Perhaps I'm doing something wrong, but when I use wasm-pack with a --target of nodejs and then run in a simple node test script, it panics as shown below.

panicked at 'called Option::unwrap() on a None value', ...\ehttp-0.3.0\src\web.rs:37:36

It seems this points to code that is expecting it to be run in a browser. Any chance there may be a way to support node?

Thanks!

Yes, ehttp currently expects to run in a browser.

If you want node support, you'll have to build it :) It shouldn't be too hard - just remove the calls to web_sys::window() and replace the fetch_with_request with whatever the equivalent is in nodejs

Yes, I could write it, but I figured I'd ask you to write it first :)

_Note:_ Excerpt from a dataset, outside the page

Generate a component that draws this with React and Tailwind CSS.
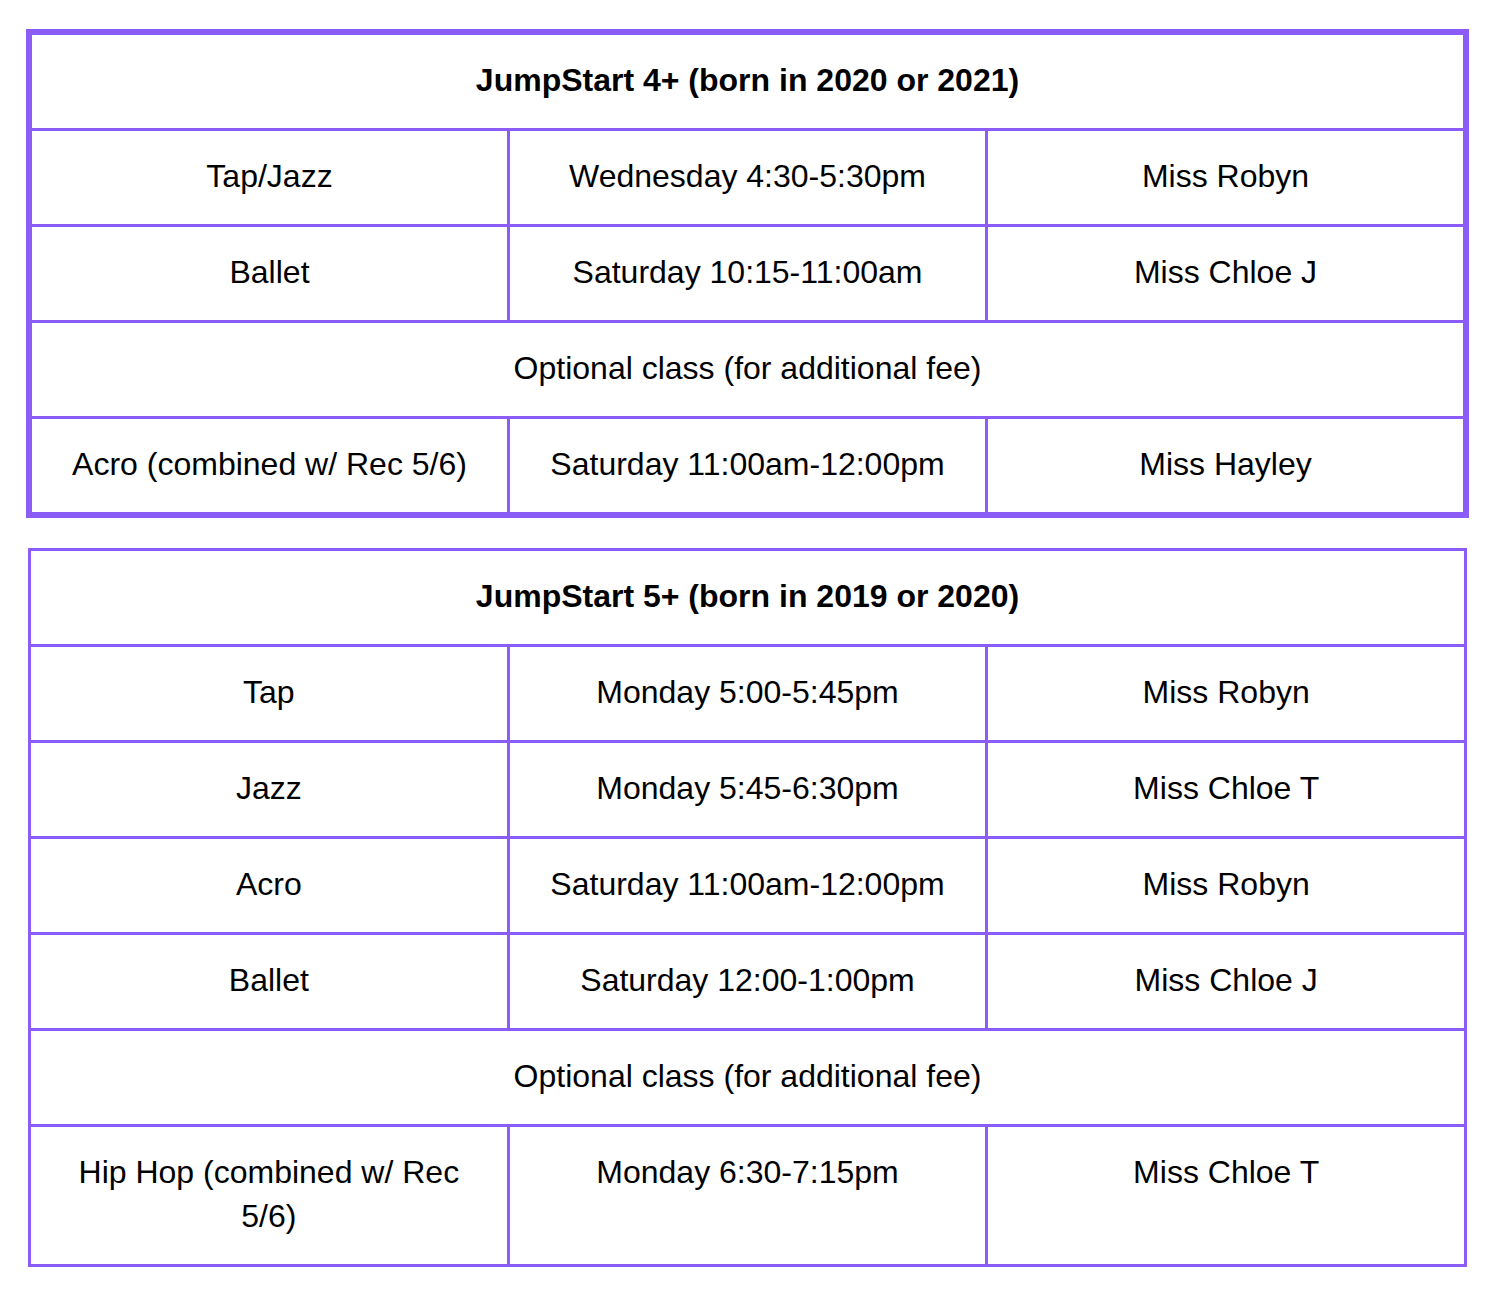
import React from "react";

const tables = [
  {
    title: "JumpStart 4+ (born in 2020 or 2021)",
    thick: true,
    rows: [
      ["Tap/Jazz", "Wednesday 4:30-5:30pm", "Miss Robyn"],
      ["Ballet", "Saturday 10:15-11:00am", "Miss Chloe J"],
      "Optional class (for additional fee)",
      ["Acro (combined w/ Rec 5/6)", "Saturday 11:00am-12:00pm", "Miss Hayley"],
    ],
  },
  {
    title: "JumpStart 5+ (born in 2019 or 2020)",
    thick: false,
    rows: [
      ["Tap", "Monday 5:00-5:45pm", "Miss Robyn"],
      ["Jazz", "Monday 5:45-6:30pm", "Miss Chloe T"],
      ["Acro", "Saturday 11:00am-12:00pm", "Miss Robyn"],
      ["Ballet", "Saturday 12:00-1:00pm", "Miss Chloe J"],
      "Optional class (for additional fee)",
      ["Hip Hop (combined w/ Rec 5/6)", "Monday 6:30-7:15pm", "Miss Chloe T"],
    ],
  },
];

function Cell({ children, last, bold }) {
  return (
    <div
      className={`flex-1 basis-0 min-w-0 px-6 pt-[23px] pb-[26px] text-center leading-[44px] ${
        last ? "" : "border-r-[3px] border-[#8b5cf6]"
      } ${bold ? "font-bold" : ""}`}
    >
      {children}
    </div>
  );
}

function ScheduleTable({ title, thick, rows }) {
  return (
    <div
      className={
        thick
          ? "ml-[26px] w-[1443px] border-[6px] border-[#8b5cf6]"
          : "ml-[28px] w-[1439px] border-[3px] border-[#8b5cf6]"
      }
    >
      <div className="flex border-b-[3px] border-[#8b5cf6]">
        <Cell last bold>
          {title}
        </Cell>
      </div>
      {rows.map((row, i) => {
        const lastRow = i === rows.length - 1;
        return (
          <div
            key={i}
            className={`flex ${lastRow ? "" : "border-b-[3px] border-[#8b5cf6]"}`}
          >
            {typeof row === "string" ? (
              <Cell last>{row}</Cell>
            ) : (
              row.map((c, j) => (
                <Cell key={j} last={j === row.length - 1}>
                  {c}
                </Cell>
              ))
            )}
          </div>
        );
      })}
    </div>
  );
}

export default function App() {
  return (
    <div className="min-h-screen bg-white pt-[29px] pb-6 text-[32px] text-black font-['Liberation_Sans',Arial,sans-serif]">
      <div className="flex flex-col gap-[30px]">
        {tables.map((t) => (
          <ScheduleTable key={t.title} {...t} />
        ))}
      </div>
    </div>
  );
}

The hard part isn't the code, it's detecting what wasm-pack is targeting from within Rust: rustwasm/wasm-pack#795 (comment)

Hey @robrennie, @emilk, as Node.js now supports the fetch API (since v18.0), we can easily bypass the web_sys::window() + fetch_with_request call by directly mapping fetch as external function (this is what web_sys does internally).

This simple code does the trick:

#[wasm_bindgen]
extern "C" {
    #[wasm_bindgen(js_name = fetch)]
    fn fetch_with_request(input: &web_sys::Request) -> Promise;
} 

If I find some time in the coming days, I'll make a PR.

Hi @lvauvillier - I think you'll still run into the conditional compilation problem with wasm-pack (see the comment above) where you can't access the --target parameter to tell whether you're targeting nodejs or web.

The code is isomorphic, functioning seamlessly on both Node (since v18.0) and the browser. So, no conditional compilation is needed.

in browsers fetch === window.fetch

@lvauvillier - well that's pretty great! Didn't realize - I'm more a Rustacean than a javascripter. Looking forward to a new version with this!